Tiny Hermann

Profile
- Position: Placekicker

Personal information
- Born: August 25, 1906 Nictaux Falls, Nova Scotia, Canada
- Died: November 30, 1966 (aged 60) Metcalfe, Ontario, Canada
- Listed height: 6 ft 3 in (1.91 m)

Career history
- 1933–40: Ottawa Rough Riders

Awards and highlights
- Grey Cup champion (1940);

= Tiny Hermann =

Canadian athlete and player of Canadian football (1906–1966)

Charles Bismark "Tiny" Hermann (August 25, 1906 – November 30, 1966) was a Canadian sportsperson who competed in athletics and Canadian football. He is a member of the Nova Scotia Sports Hall of Fame.

==Biography==
Born in Nictaux Falls, Nova Scotia, Hermann attended King's Collegiate School.
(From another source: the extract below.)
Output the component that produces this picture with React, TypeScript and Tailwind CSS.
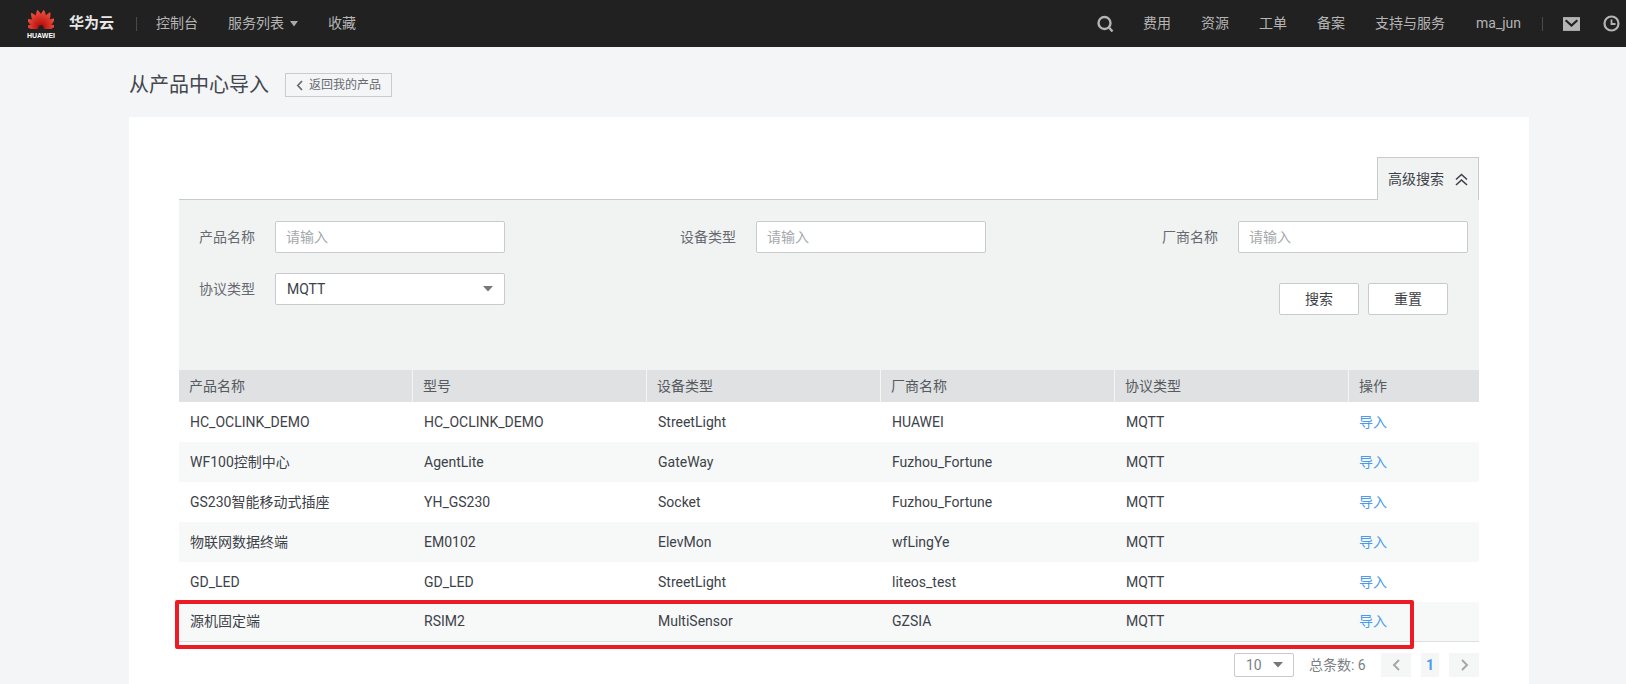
import React from "react";

const font = { fontFamily: 'Roboto, "Noto Sans CJK SC", sans-serif' };

function Logo() {
  const petals = [
    [-80, 0.78], [-55, 0.9], [-31, 0.98], [-10, 1], [10, 1], [31, 0.98], [55, 0.9], [80, 0.78],
  ];
  return (
    <div className="flex w-[26px] flex-col items-center">
      <svg width="26" height="20" viewBox="-13 -20 26 20">
        <defs>
          <linearGradient id="petal" x1="0" y1="0" x2="0" y2="1">
            <stop offset="0" stopColor="#f2543f" />
            <stop offset="1" stopColor="#b80f0e" />
          </linearGradient>
        </defs>
        {petals.map(([a, s]) => (
          <path key={a} d="M0 -3 C-4.6 -7 -4.2 -13 -0.4 -19 C3.9 -14 4.4 -7 0 -3 Z" fill="url(#petal)" transform={`translate(0 -0.5) rotate(${a}) scale(${s})`} />
        ))}
      </svg>
      <span className="mt-[3px] whitespace-nowrap text-[7px] font-bold leading-[7px] text-white" style={{ fontFamily: '"Liberation Sans", sans-serif' }}>HUAWEI</span>
    </div>
  );
}

function NavBar() {
  return (
    <header className="flex h-[47px] items-center justify-between bg-[#212121] text-[14px] text-[#b4b4b4]">
      <div className="flex items-center pl-[28px]">
        <Logo />
        <span className="ml-[15px] text-[15px] font-bold text-[#e8e8e8]">华为云</span>
        <span className="ml-[22px] h-[14px] w-px bg-[#4a4a4a]" />
        <span className="ml-[19px]">控制台</span>
        <span className="ml-[30px]">服务列表</span>
        <svg width="8" height="6" viewBox="0 0 8 6" className="ml-[6px] mt-[1px]"><path d="M0 0H8L4 5.5Z" fill="#a8a8a8" /></svg>
        <span className="ml-[30px]">收藏</span>
      </div>
      <div className="flex items-center">
        <svg width="18" height="18" viewBox="0 0 18 18" fill="none" stroke="#b4b4b4" className="mr-[29px] mt-[1px]">
          <circle cx="8.5" cy="8" r="6" strokeWidth="2.4" />
          <path d="M13 12.5L16.5 16.5" strokeWidth="2.4" />
        </svg>
        <span>费用</span>
        <span className="ml-[30px]">资源</span>
        <span className="ml-[30px]">工单</span>
        <span className="ml-[30px]">备案</span>
        <span className="ml-[30px]">支持与服务</span>
        <span className="ml-[31px]">ma_jun</span>
        <span className="ml-[21px] h-[14px] w-px bg-[#4a4a4a]" />
        <svg width="17" height="14" viewBox="0 0 16 13" className="ml-[20px]">
          <rect width="16" height="13" fill="#b4b4b4" />
          <path d="M2.5 3L8 8L13.5 3" fill="none" stroke="#212121" strokeWidth="2" />
        </svg>
        <svg width="17" height="17" viewBox="0 0 17 17" fill="none" stroke="#b4b4b4" strokeWidth="2.2" className="ml-[23px] mr-[6px]">
          <circle cx="8.5" cy="8.5" r="7" />
          <path d="M8.5 4.5V9H12.5" strokeWidth="1.8" />
        </svg>
      </div>
    </header>
  );
}

function TextField({ label, className = "" }: { label: string; className?: string }) {
  return (
    <div className={`flex items-center ${className}`}>
      <span className="w-[76px] text-[14px] text-[#666a70]">{label}</span>
      <div className="flex h-[32px] w-[230px] items-center rounded-[2px] border border-[#c8cacc] bg-white pl-[10px] text-[14px] text-[#a5a8ab]">请输入</div>
    </div>
  );
}

const rows = [
  ["HC_OCLINK_DEMO", "HC_OCLINK_DEMO", "StreetLight", "HUAWEI"],
  ["WF100控制中心", "AgentLite", "GateWay", "Fuzhou_Fortune"],
  ["GS230智能移动式插座", "YH_GS230", "Socket", "Fuzhou_Fortune"],
  ["物联网数据终端", "EM0102", "ElevMon", "wfLingYe"],
  ["GD_LED", "GD_LED", "StreetLight", "liteos_test"],
  ["源机固定端", "RSIM2", "MultiSensor", "GZSIA"],
];

const heads = ["产品名称", "型号", "设备类型", "厂商名称", "协议类型", "操作"];

function Table() {
  return (
    <div className="relative">
      <div className="grid h-[32px] grid-cols-[234px_234px_234px_234px_234px_1fr] bg-[#dfe1e2] text-[14px] text-[#555a60]">
        {heads.map((h, i) => (
          <div key={h} className={`flex items-center pl-[10px] ${i < 5 ? "border-r border-[#f4f5f5]" : ""}`}>{h}</div>
        ))}
      </div>
      {rows.map((r, i) => (
        <div key={r[0]} className={`grid h-[40px] grid-cols-[234px_234px_234px_234px_234px_1fr] text-[14px] text-[#3d4248] ${i % 2 === 1 ? "bg-[#f7f8f8]" : "bg-white"} ${i === 5 ? "border-b border-[#dcdedf]" : ""}`}>
          {[...r, "MQTT"].map((c, j) => (
            <div key={j} className="flex items-center pl-[11px]">{c}</div>
          ))}
          <div className="flex items-center pl-[10px] text-[#4a9bf0]">导入</div>
        </div>
      ))}
      <div className="absolute left-[-4px] top-[230px] h-[49px] w-[1239px] rounded-[2px] border-[4px] border-[#ed1c24]" />
    </div>
  );
}

function Pagination() {
  return (
    <div className="mt-[11px] flex h-[24px] items-center justify-end text-[14px] text-[#7b7f84]">
      <div className="flex h-[24px] w-[60px] items-center justify-between rounded-[2px] border border-[#c8cacc] bg-white pl-[11px] pr-[10px] text-[14px]">
        <span>10</span>
        <svg width="10" height="6" viewBox="0 0 10 6"><path d="M0 0H10L5 5.5Z" fill="#777" /></svg>
      </div>
      <span className="ml-[15px] w-[57px] whitespace-nowrap">总条数: 6</span>
      <div className="ml-[15px] flex h-[24px] w-[30px] items-center justify-center bg-[#f5f6f6]">
        <svg width="9" height="12" viewBox="0 0 9 12" fill="none" stroke="#a5a8ab" strokeWidth="2"><path d="M7 1L2 6L7 11" /></svg>
      </div>
      <div className="ml-[10px] flex h-[24px] w-[18px] items-center justify-center bg-[#f5f6f6] font-bold text-[#4a9bf0]">1</div>
      <div className="ml-[10px] flex h-[24px] w-[30px] items-center justify-center bg-[#f5f6f6]">
        <svg width="9" height="12" viewBox="0 0 9 12" fill="none" stroke="#a5a8ab" strokeWidth="2"><path d="M2 1L7 6L2 11" /></svg>
      </div>
    </div>
  );
}

export default function App() {
  return (
    <div className="h-[684px] overflow-hidden bg-[#f4f5f7]" style={font}>
      <NavBar />
      <div className="pl-[129px] pr-[97px]">
        <div className="flex h-[70px] items-center pt-[6px]">
          <h1 className="text-[20px] font-normal leading-[28px] text-[#43474d]">从产品中心导入</h1>
          <div className="ml-[16px] flex h-[24px] items-center border border-[#c9cbce] pl-[10px] pr-[10px] text-[12px] text-[#666a70]">
            <svg width="8" height="11" viewBox="0 0 8 11" fill="none" stroke="#666a70" strokeWidth="1.7" className="mr-[5px]"><path d="M6 1L1.8 5.5L6 10" /></svg>
            返回我的产品
          </div>
        </div>
        <main className="h-[600px] bg-white px-[50px] pt-[40px]">
          <div className="flex justify-end border-b border-[#c8cacc]">
            <div className="-mb-px flex h-[43px] w-[102px] items-center gap-[11px] border-x border-t border-[#c8cacc] border-b-[#f1f3f3] bg-[#f1f3f3] pl-[10px] text-[14px] text-[#3d4248]">
              高级搜索
              <svg width="13" height="13" viewBox="0 0 13 13" fill="none" stroke="#3d4248" strokeWidth="1.6"><path d="M1 6.5L6.5 1.5L12 6.5M1 12L6.5 7L12 12" /></svg>
            </div>
          </div>
          <section className="h-[170px] bg-[#f1f3f3] pl-[20px] pr-[11px] pt-[21px]">
            <div className="flex justify-between">
              <TextField label="产品名称" />
              <TextField label="设备类型" className="ml-[-1px]" />
              <TextField label="厂商名称" />
            </div>
            <div className="mt-[20px] flex items-start justify-between">
              <div className="flex items-center">
                <span className="w-[76px] text-[14px] text-[#666a70]">协议类型</span>
                <div className="flex h-[32px] w-[230px] items-center justify-between rounded-[2px] border border-[#c8cacc] bg-white pl-[11px] pr-[11px] text-[14px] text-[#3d4248]">
                  MQTT
                  <svg width="10" height="6" viewBox="0 0 10 6"><path d="M0 0H10L5 5.5Z" fill="#777" /></svg>
                </div>
              </div>
              <div className="mr-[20px] mt-[10px] flex gap-[9px]">
                <div className="flex h-[32px] w-[80px] items-center justify-center rounded-[2px] border border-[#c8cacc] bg-white text-[14px] text-[#3d4248]">搜索</div>
                <div className="flex h-[32px] w-[80px] items-center justify-center rounded-[2px] border border-[#c8cacc] bg-white text-[14px] text-[#3d4248]">重置</div>
              </div>
            </div>
          </section>
          <Table />
          <Pagination />
        </main>
      </div>
    </div>
  );
}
Hermann competed in the sport of athletics as a thrower in field events. At the 1930 British Empire Games in Hamilton, Ontario, he was a silver medalist in the discus and finished with bronze in the shot put. He won national titles in the hammer throw, shot put, and discus at the Canadian Championships in 1932.

Employed by the Royal Canadian Mounted Police, Hermann transferred to Ottawa for work and was signed by the Canadian football team the Ottawa Roughriders as a placekicker, debuting in 1933. He became a four-time All-Canadian, was the Big Four's leading scorer in 1937, and featured in the 1940 Grey Cup-winning side.
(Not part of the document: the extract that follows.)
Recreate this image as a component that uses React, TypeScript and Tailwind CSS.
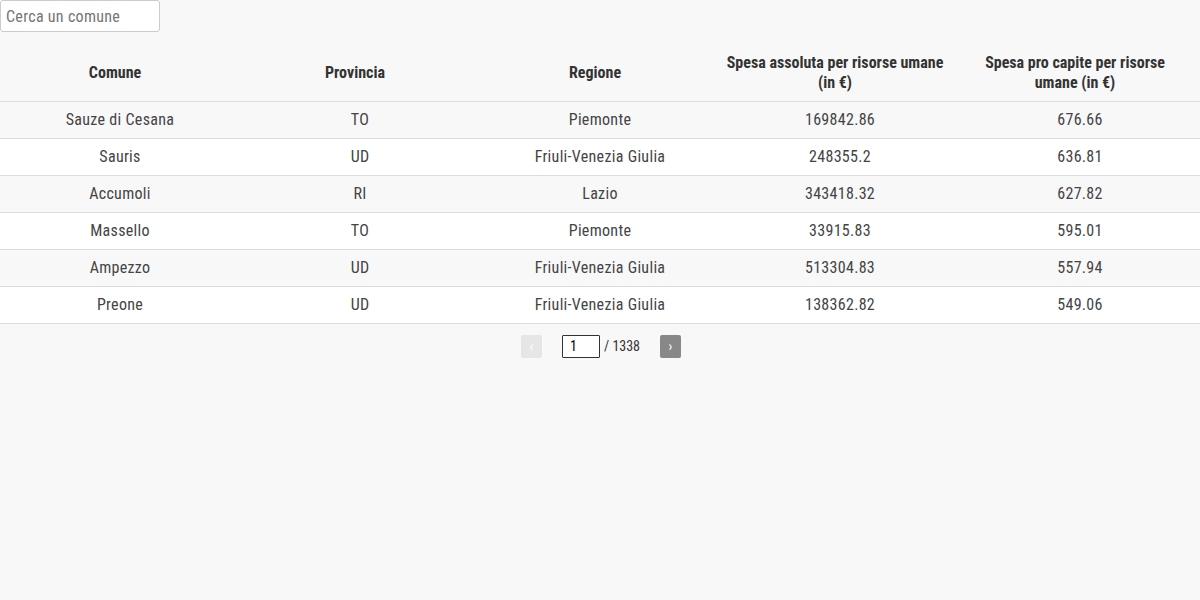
const rows = [
  { comune: "Sauze di Cesana", prov: "TO", regione: "Piemonte", assoluta: "169842.86", capite: "676.66" },
  { comune: "Sauris", prov: "UD", regione: "Friuli-Venezia Giulia", assoluta: "248355.2", capite: "636.81" },
  { comune: "Accumoli", prov: "RI", regione: "Lazio", assoluta: "343418.32", capite: "627.82" },
  { comune: "Massello", prov: "TO", regione: "Piemonte", assoluta: "33915.83", capite: "595.01" },
  { comune: "Ampezzo", prov: "UD", regione: "Friuli-Venezia Giulia", assoluta: "513304.83", capite: "557.94" },
  { comune: "Preone", prov: "UD", regione: "Friuli-Venezia Giulia", assoluta: "138362.82", capite: "549.06" },
];

const headers = [
  "Comune",
  "Provincia",
  "Regione",
  "Spesa assoluta per risorse umane (in €)",
  "Spesa pro capite per risorse umane (in €)",
];

export default function App() {
  return (
    <div
      className="min-h-screen w-[1200px] bg-[#f8f8f8] text-[#333] text-[16px]"
      style={{ fontFamily: '"Roboto Condensed", Roboto, sans-serif', fontStretch: "condensed" }}
    >
      <input
        placeholder="Cerca un comune"
        className="block w-[160px] h-[32px] px-[5px] bg-white border border-[#ccc] rounded-[3px] text-[16px] tracking-[0.3px] placeholder:text-[#757575] outline-none"
      />
      <table className="w-full mt-[9px] border-collapse table-fixed">
        <thead>
          <tr className="h-[60px] border-b border-[#ddd]">
            {headers.map((h) => (
              <th key={h} className="pl-[4px] pr-[14px] pt-[4px] font-bold leading-[20px] text-center align-middle">
                {h}
              </th>
            ))}
          </tr>
        </thead>
        <tbody className="text-[#444] tracking-[0.3px]">
          {rows.map((r, i) => (
            <tr key={r.comune} className={`h-[37px] border-b border-[#ddd] ${i % 2 === 0 ? "bg-[#f8f8f8]" : "bg-white"}`}>
              <td className="text-center">{r.comune}</td>
              <td className="text-center">{r.prov}</td>
              <td className="text-center">{r.regione}</td>
              <td className="text-center">{r.assoluta}</td>
              <td className="text-center">{r.capite}</td>
            </tr>
          ))}
        </tbody>
      </table>
      <div className="flex items-center justify-center mt-[11px] pl-[2px] text-[14px]">
        <button className="w-[21px] h-[23px] bg-[#e6e6e6] text-white rounded-[2px] text-[14px] leading-none">‹</button>
        <input
          defaultValue="1"
          className="ml-[20px] w-[38px] h-[23px] px-[7px] bg-white border border-[#333] rounded-[1px] text-[14px] text-black outline-none"
        />
        <span className="ml-[4px] text-[14px] text-[#333]">/ 1338</span>
        <button className="ml-[20px] w-[21px] h-[23px] bg-[#888] text-white rounded-[2px] text-[14px] leading-none">›</button>
      </div>
    </div>
  );
}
Hermann was killed in 1966 when a plane he was piloting crashed near Metcalfe, Ontario. He had been travelling to meet business associates in Cornwall and was under the assumption he would be able to land at a nearby airstrip, which it turned out was never completed. Plans were made to land at an alternate airstrip but the plane lost power in the engine due to the fuel supply failing and had to make a forced landing. The plane crashed into a field.